Wednesday, January 25, 2012

You May Not Know the End

A few weeks ago I wandered by the easel. I saw a child working on her painting. Intrigued, I stopped and watched for a few minutes (and snapped a photo).

My attention was required elsewhere (or I just wanted to see what other kids were doing) and so I left the artist to her work. A while later, she called to me that her painting was done and she left the easel to wash her hands. I went to move her painting to the drying area. When I saw it, I had to snap another photo.

This completed painting looks nothing like I imagined it would when I saw her working. The outcome was completely different from what I expected, from what I could see during the process.

As I reviewed my photos again and discovered the during/after paintings, a new "rule" popped into my mind.

Just because we see the beginning...or what it looks like during the process...doesn't mean we know what the end will be.

I have discovered this time and time again in kids' play/work and in their thinking. Often they surprise me with where they end up. What I thought would be a house or a table setting or an arrangement of 10 objects turns into something else completely. Just because I saw the beginning or the middle didn't mean that I knew the end result.

The same is true about the kids themselves. Many times we adults like labels. And so often we are quick to use them. We see a kid who is quiet or more solitary and tag him as shy or a loner. We think that he may have trouble later making friends and end up as a lonely hoarder in an apartment somewhere. We see a kid who is bouncy and active and label her inattentive or "one that won't sit still." We think she may become an athlete but will have trouble in academics. The angry kid will become a dropout and probably commit a crime at a young age. The one who recognizes letters is so smart and will probably excel with advanced degrees. And so forth.

But we're just seeing the beginning, the early years. We don't know the end. The child is still in process, still developing and growing. So much can happen to those rough edges or early skills. We cannot predict achievement (or lack of it) by seeing what kids do now. Sure, these years are important foundations in their lives. But we cannot know how a child will turn out by the way he acts today.

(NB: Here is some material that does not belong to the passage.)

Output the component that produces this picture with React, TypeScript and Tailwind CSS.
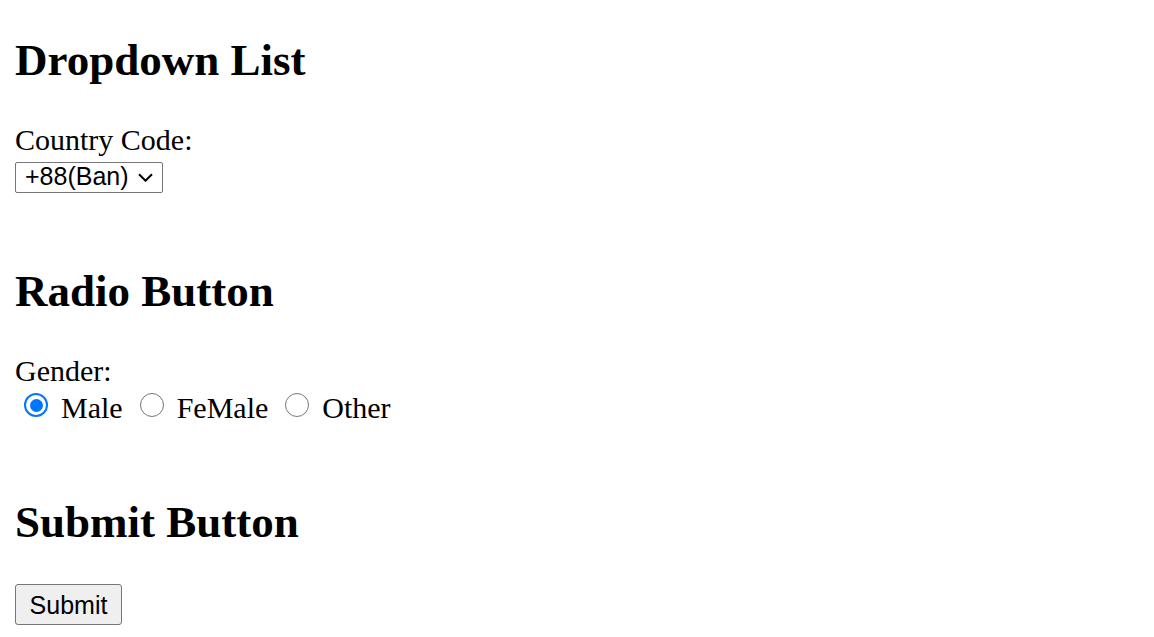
import React from "react";

function Radio({ checked, className = "" }: { checked?: boolean; className?: string }) {
  if (checked) {
    return (
      <span
        className={`flex h-[24px] w-[24px] shrink-0 items-center justify-center rounded-full border-2 border-[#0075ff] bg-white ${className}`}
      >
        <span className="h-[13px] w-[13px] rounded-full bg-[#0075ff]" />
      </span>
    );
  }
  return (
    <span
      className={`block h-[24px] w-[24px] shrink-0 rounded-full border-[1.5px] border-[#767676] bg-white ${className}`}
    />
  );
}

export default function App() {
  return (
    <div className="min-h-screen bg-white px-[15px] pt-[34px] font-['Liberation_Serif','Times_New_Roman',serif] text-[30px] leading-[34px] text-black">
      <h2 className="text-[45px] font-bold leading-[52px]">Dropdown List</h2>
      <div className="mt-[37px]">Country Code:</div>
      <div className="mt-[5px] flex h-[31px] w-[148px] items-center rounded-[2px] border border-[#767676] bg-white pb-[4px] pl-[9px] font-['Liberation_Sans',Arial,sans-serif] text-[25px]">
        <span className="leading-[28px]">+88(Ban)</span>
        <svg className="ml-[9px] mt-[4px] h-[9px] w-[15px] shrink-0" viewBox="0 0 15 9" fill="none">
          <path d="M1 1.2 L7.5 7.7 L14 1.2" stroke="#000" strokeWidth="2" />
        </svg>
      </div>

      <h2 className="mt-[72px] text-[45px] font-bold leading-[52px]">Radio Button</h2>
      <div className="mt-[37px]">Gender:</div>
      <div className="mt-[3px] flex h-[34px] items-start">
        <Radio checked className="ml-[9px] mt-[2px]" />
        <span className="ml-[13px]">Male</span>
        <Radio className="ml-[17px] mt-[2px]" />
        <span className="ml-[13px]">FeMale</span>
        <Radio className="ml-[17px] mt-[2px]" />
        <span className="ml-[13px]">Other</span>
      </div>

      <h2 className="mt-[71px] text-[45px] font-bold leading-[52px]">Submit Button</h2>
      <button
        type="submit"
        className="mt-[36px] flex h-[41px] w-[107px] items-center justify-center rounded-[3px] border border-[#767676] bg-[#efefef] font-['Liberation_Sans',Arial,sans-serif] text-[25px] leading-[28px] text-black"
      >
        Submit
      </button>
    </div>
  );
}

I have some great kids in my classroom. They come in all different personalities and with all kinds of interests. They learn in so many different ways and excel with different skills.

And I need to nurture and listen and comfort and welcome. I need to look and marvel and suggest and help. I need to enjoy the beginning, supplement the process, and let the end take care of itself.


  1. Wow, this is exactly what happened to me yesterday in my home daycare. We were doing aboriginal dot painting over an outline of a kangaroo in our Australia Day celebration, it all started as I imagined, and ended with the pages covered completely in black paint and the kids very proud of their creations!

  2. This is something that it took me a long time to understand, partly because I fist worked in a centre where product that one could display for the parents to see was valued over process.

    It occurs to me that perhaps more displays of photos like yours- a series that shows the whole process, not just the final product- could be one way to demonstrate to parents that EC learning isn't about product, and if their child doesn't bring home 'pretty pictures' it doesn't necessarily mean what they think it does. Food for thought!